# DATASET RECORDS:
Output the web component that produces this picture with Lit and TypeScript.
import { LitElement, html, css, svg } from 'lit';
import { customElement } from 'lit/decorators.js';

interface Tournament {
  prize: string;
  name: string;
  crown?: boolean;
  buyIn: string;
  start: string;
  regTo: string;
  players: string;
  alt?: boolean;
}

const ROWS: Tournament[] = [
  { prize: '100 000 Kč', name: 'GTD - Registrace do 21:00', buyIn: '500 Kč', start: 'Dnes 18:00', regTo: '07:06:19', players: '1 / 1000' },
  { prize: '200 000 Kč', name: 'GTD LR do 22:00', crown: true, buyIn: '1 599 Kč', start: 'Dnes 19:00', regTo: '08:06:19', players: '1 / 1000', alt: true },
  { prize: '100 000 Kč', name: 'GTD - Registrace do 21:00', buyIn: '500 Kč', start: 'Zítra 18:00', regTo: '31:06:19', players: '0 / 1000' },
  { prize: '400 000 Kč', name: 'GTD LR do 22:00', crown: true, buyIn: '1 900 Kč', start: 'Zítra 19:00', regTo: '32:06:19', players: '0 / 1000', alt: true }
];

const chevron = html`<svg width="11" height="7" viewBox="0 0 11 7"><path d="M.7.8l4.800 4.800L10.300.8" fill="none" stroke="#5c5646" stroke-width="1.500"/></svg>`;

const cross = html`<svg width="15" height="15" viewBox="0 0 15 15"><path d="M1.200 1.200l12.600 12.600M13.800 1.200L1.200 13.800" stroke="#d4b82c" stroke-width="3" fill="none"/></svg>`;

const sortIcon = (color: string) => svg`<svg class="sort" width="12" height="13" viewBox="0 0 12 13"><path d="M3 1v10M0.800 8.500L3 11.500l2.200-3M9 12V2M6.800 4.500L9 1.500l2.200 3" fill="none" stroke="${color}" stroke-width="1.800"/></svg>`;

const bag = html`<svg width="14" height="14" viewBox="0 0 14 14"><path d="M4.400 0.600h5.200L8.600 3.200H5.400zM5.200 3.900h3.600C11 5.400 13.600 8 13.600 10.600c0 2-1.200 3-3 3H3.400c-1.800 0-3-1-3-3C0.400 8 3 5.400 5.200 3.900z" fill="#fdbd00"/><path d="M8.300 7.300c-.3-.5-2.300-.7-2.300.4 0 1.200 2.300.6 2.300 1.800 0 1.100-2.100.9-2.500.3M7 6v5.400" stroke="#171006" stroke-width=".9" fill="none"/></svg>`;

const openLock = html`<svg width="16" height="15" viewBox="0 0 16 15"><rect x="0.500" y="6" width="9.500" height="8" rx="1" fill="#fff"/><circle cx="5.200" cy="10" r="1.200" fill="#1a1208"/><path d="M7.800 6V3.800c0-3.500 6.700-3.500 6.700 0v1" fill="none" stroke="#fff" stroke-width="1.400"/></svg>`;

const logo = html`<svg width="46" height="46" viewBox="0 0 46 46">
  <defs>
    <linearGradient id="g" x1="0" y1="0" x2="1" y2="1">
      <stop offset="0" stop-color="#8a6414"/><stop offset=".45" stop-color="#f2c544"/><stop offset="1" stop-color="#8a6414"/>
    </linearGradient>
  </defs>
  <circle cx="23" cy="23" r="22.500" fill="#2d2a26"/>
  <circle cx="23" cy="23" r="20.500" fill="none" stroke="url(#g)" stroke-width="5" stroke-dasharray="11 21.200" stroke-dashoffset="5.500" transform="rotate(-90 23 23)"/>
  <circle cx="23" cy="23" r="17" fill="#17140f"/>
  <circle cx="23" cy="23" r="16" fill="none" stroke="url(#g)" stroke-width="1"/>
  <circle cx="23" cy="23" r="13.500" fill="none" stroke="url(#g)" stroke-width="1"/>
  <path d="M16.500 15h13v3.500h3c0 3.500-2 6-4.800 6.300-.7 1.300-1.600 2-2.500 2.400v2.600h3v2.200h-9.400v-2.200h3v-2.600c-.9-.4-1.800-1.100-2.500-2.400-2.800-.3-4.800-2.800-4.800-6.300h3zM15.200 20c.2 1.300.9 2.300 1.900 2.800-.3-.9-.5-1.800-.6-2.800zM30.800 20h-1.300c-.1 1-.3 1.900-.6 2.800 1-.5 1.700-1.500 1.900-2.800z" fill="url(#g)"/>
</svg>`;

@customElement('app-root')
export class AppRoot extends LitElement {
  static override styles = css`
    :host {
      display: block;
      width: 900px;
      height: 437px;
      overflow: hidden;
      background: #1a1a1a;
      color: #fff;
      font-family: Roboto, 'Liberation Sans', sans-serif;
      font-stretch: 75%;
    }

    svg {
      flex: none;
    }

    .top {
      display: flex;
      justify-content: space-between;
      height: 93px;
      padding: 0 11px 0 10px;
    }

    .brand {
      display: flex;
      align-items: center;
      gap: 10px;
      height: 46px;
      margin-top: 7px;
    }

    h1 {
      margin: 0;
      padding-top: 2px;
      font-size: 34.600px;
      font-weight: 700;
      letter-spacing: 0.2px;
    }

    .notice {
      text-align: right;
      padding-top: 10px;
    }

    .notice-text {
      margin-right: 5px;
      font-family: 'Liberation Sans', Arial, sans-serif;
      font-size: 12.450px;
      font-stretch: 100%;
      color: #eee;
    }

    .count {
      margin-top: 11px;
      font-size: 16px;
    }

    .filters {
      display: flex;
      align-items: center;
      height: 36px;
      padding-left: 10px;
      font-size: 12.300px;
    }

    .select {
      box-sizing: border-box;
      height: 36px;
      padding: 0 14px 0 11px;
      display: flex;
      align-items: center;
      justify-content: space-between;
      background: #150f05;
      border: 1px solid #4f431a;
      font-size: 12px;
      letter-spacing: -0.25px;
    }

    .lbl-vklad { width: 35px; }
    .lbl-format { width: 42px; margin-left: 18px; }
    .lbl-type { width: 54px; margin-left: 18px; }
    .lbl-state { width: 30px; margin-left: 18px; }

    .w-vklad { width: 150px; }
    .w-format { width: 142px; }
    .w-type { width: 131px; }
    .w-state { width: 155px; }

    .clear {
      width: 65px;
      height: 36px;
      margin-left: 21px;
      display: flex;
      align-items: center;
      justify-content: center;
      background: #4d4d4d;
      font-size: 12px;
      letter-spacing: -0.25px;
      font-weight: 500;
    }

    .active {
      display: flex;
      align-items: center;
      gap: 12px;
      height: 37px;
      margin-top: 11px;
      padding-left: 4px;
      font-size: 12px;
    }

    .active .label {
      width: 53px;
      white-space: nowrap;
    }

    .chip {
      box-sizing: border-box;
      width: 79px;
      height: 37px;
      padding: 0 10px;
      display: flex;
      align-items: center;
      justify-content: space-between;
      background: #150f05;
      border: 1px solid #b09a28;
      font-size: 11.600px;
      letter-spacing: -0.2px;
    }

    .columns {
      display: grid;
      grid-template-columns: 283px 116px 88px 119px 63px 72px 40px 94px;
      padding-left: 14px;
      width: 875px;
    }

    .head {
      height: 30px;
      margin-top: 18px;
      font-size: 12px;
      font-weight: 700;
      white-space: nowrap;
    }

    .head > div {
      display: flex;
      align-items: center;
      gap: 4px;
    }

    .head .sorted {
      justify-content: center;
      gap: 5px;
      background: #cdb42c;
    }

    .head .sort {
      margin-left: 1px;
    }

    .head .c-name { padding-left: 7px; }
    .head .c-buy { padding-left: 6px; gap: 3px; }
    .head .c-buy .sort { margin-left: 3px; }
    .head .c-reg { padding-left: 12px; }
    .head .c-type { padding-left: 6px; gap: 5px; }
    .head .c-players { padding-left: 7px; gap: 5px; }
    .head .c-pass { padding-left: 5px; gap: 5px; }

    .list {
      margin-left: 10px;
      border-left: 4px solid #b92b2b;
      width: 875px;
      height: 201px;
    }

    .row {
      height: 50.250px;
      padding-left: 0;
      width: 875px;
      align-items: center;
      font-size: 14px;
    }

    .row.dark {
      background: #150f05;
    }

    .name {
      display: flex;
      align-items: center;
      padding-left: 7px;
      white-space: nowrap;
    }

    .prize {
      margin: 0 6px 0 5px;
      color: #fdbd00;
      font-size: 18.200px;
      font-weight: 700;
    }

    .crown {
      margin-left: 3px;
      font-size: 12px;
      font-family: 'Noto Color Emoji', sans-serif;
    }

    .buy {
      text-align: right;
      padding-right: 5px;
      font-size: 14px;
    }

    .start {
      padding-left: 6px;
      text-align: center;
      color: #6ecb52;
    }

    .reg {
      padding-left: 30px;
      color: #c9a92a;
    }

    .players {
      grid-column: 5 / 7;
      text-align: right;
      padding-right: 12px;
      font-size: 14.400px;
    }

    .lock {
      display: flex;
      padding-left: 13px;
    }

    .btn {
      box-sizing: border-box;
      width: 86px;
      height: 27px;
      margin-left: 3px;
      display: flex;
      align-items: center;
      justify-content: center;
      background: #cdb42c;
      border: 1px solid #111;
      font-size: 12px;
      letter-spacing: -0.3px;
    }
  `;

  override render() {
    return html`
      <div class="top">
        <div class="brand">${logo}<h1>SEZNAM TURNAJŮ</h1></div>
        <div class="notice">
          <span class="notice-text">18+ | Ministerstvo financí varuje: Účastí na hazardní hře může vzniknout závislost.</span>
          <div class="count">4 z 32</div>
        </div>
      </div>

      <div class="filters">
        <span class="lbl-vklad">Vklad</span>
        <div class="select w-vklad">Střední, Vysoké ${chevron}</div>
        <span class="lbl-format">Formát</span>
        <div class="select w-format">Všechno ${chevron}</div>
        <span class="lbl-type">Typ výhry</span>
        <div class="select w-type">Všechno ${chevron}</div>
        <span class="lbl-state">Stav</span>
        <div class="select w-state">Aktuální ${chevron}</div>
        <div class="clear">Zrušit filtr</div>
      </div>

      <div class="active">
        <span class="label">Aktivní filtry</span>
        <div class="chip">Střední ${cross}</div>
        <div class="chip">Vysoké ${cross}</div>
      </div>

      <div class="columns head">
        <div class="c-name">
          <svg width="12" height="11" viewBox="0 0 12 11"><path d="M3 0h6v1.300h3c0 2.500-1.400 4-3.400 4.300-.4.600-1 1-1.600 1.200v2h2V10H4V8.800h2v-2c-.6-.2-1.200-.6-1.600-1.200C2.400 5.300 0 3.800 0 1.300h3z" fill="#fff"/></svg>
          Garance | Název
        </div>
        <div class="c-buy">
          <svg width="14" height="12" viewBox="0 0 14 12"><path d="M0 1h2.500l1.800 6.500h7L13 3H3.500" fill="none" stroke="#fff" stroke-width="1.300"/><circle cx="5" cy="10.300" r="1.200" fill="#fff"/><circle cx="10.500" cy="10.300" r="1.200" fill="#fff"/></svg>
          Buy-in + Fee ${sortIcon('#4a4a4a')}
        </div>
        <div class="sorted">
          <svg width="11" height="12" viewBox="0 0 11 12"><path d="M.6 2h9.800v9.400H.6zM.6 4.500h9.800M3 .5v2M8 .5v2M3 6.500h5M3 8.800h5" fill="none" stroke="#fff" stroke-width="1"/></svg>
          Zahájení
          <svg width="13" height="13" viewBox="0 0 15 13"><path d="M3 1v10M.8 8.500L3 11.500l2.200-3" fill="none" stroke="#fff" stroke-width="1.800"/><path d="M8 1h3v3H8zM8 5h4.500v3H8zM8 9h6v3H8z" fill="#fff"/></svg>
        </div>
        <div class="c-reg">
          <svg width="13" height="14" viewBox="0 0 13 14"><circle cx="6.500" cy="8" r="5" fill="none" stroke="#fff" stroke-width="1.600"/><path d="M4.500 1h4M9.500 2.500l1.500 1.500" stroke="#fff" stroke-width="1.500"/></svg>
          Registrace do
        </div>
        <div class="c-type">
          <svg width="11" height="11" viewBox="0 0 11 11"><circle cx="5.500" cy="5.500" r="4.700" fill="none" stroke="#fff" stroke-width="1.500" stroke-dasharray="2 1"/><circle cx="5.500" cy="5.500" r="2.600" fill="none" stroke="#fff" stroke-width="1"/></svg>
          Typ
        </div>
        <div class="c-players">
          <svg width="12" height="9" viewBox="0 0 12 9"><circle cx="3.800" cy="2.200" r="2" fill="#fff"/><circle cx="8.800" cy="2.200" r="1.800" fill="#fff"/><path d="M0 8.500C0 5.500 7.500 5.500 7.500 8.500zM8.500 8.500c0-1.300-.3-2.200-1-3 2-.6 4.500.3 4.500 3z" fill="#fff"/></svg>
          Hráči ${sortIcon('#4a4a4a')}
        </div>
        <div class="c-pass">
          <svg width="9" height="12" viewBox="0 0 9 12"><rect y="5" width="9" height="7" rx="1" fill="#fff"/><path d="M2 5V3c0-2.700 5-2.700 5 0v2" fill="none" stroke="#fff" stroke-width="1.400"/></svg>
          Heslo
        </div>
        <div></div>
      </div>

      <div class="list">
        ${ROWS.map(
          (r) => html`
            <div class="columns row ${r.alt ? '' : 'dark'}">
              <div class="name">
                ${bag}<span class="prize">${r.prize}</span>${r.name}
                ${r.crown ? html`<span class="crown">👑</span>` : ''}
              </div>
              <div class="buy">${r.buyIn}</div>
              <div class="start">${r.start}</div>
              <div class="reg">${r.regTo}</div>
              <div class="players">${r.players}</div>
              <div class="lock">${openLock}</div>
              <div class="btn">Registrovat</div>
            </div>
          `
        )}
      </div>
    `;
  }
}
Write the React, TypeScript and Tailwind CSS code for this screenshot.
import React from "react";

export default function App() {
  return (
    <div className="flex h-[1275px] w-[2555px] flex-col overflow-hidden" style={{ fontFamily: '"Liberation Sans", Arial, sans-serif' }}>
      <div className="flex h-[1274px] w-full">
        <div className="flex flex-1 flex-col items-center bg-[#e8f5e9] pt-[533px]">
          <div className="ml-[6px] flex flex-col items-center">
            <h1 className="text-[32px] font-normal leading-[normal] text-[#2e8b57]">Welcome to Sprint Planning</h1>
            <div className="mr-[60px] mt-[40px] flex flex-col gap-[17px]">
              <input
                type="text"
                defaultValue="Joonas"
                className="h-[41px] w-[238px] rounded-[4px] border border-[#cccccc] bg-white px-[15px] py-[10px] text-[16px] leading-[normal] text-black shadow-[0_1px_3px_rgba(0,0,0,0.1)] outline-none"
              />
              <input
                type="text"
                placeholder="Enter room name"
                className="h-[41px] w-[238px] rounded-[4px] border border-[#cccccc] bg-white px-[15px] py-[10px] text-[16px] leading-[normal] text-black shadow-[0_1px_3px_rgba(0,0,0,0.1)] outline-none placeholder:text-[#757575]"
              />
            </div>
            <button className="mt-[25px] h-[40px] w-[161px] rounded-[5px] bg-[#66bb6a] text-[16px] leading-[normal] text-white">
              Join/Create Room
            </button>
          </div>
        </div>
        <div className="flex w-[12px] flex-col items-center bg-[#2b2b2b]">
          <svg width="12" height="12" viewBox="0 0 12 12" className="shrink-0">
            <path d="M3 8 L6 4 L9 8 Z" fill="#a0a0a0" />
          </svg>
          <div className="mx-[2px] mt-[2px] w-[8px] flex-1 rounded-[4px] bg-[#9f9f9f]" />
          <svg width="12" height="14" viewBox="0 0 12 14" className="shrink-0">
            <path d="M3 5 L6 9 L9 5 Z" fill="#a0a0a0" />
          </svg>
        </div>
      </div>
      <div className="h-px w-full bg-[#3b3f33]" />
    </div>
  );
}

# OBJECTIVE:
Transcribe the lines above from the one with "Write the React, TypeScript" through the one with "import React from". Include both ends and leave out every other line.

# THE RESPONSE:
Write the React, TypeScript and Tailwind CSS code for this screenshot.
import React from "react";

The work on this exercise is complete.